As with many things in life, when it comes to using codes and standards to build a permissible structure "you may not like 'em, but you're gonna have to use 'em!"
These may be built as single standalone units or modular components that are built in the controlled environment of a manufacturing plant before being transported to the build site. Plans, building methods, delivery vehicles, and final placement are strictly governed. Indiana's application process is nicely outlined.
Mobile offices, classroom trailers, and other commercial buildings are examples or Registered Industrialized Buildings, and are often built on a basic trailer for quick relocation with safe and secure leveling. Garden sheds and other forms of "portable buildings" -- often employing skids for off-site construction, relocation, and stabilization -- are a form of Unregistered Industrialized Building, and are not meant for habitation.

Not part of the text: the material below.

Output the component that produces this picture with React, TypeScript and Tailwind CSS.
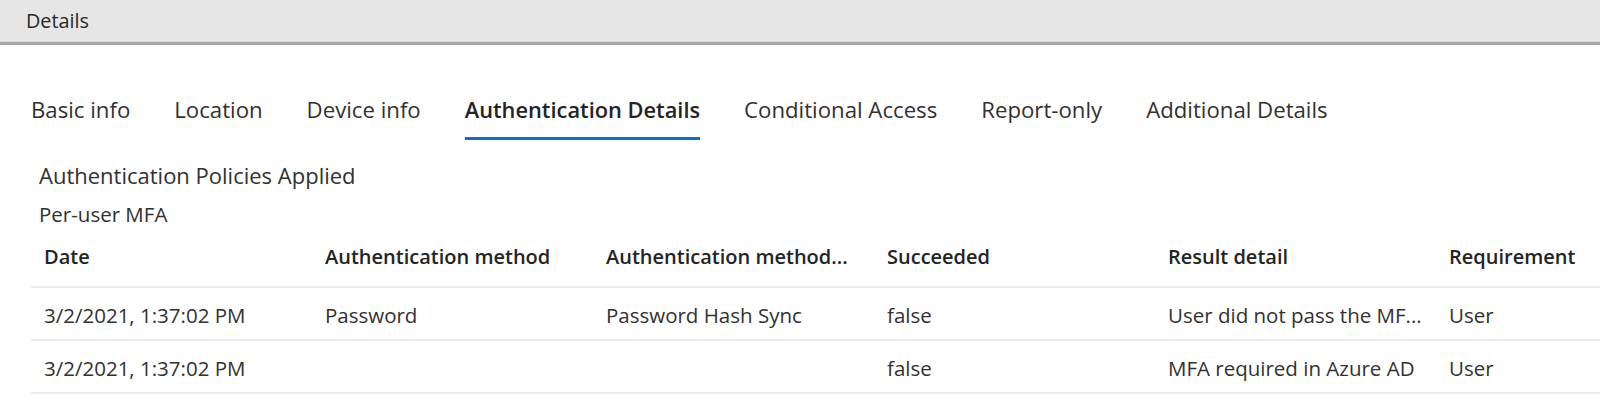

Should you wish to use either an existing Registered or Unregistered Industrialized Building as the base for your tiny house, be sure to check with your local building department first on the viability for a Change of Occupancy permit. Do this before you procure, relocate, and -- most importantly -- start adapting the structure from its intended and permitted use for another purpose.
Remember, once you begin building on site -- whether on skids, wheels, or permanent foundation -- you are subject to inspection. There are even methods built into the Virginia IBSR code for citing those who are non-compliant and move the building off-site. Note hwo there's direction to cite the name of those who help relocate your project and it's destination.
Big Brother is watching, so it's better to know before you go and start building. Check your state's codes first!
Previously called "mobile homes" or "trailer homes," Manufactured Homes are a form of Industrialized Building. As MHs are intended for habitation, they must "meet or exceed" the Housing and Urban Development (HUD) national performance codes. The nationally applied HUD standard supersedes state. county, and municipal codes.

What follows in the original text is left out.